What happened? Two weeks ago, in a flood that peaked in Brisbane a metre lower than the 1974 flood, thousands more dwellings were inundated over their floorboards. A lesser flood did vastly more damage. There is a great irony here, and some important messages..
Almost certainly - though this will be tested in the coming enquiries - the dam helped reduce the peak level of the flood through Brisbane and therefore prevented many more houses from being inundated. But the dam controls only half the catchment above Brisbane. Lockyer Creek, the Bremer River and Oxley Creek all enter the river below the dam. And Wivenhoe itself got to the point that it was filling rapidly and releases became unavoidable.
The event made two points that are not widely acknowledged. The first is that a flood mitigation dam can only mitigate a flood. It cannot eliminate it. Secondly, to increase development on floodplains is to increase community vulnerability.
There is another point that has been glossed over in the debate. It is that if thousands of people are to live on floodplains we must ensure that they understand the risk and will act appropriately when floods threaten their properties.
There was evidence this month at Brisbane, as at Rockhampton, Bundaberg and many other places, that most people neither understand nor trust the flood warnings that are issued. Many ignored them until they could see the floodwaters rising rapidly near their homes, only then starting to protect their belongings. Few sought to move items to higher ground away from their properties. The responses were too little and too late, people were caught short and many lost possessions that could have been saved.
Despite the generosity of government relief payments and the well-subscribed flood appeal, many will suffer great financial hardship. Some will never fully recover. There will be emotional damage as well.
And this leads to another conclusion: flood education, which should be a prerequisite for those who live on floodplains, is sadly lacking in Australia. Information is provided, but not teaching. With few exceptions, councils and governments have not invested in flood education. The result is that people, not knowing they live on floodplains, do not comprehend the risks they face. Moreover they come to believe in myths - for example that a flood mitigation dam offers them complete protection. And they do not understand that they must act swiftly on flood warnings if they are to save their belongings and be spared from the later realisation that they are under-insured or not covered by their existing policies.

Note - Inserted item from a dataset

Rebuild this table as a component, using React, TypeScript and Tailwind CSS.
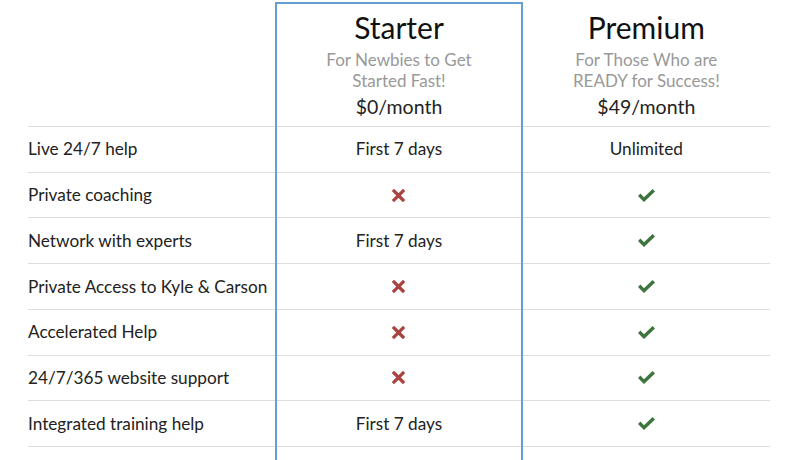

We have a long way to go to realise how we can protect ourselves from floods. Multi-pronged action is needed from governments to help us here.
One final point: flood damage in NSW has grown much more slowly over the past half century than in Queensland. The difference lies in the varying effectiveness of floodplain management initiatives in the two states. NSW has done much with levees, buybacks, house raising and other measures at the local level and created at least some brake on inappropriate development on floodplains. Queensland built dams and allowed development to continue largely untrammelled.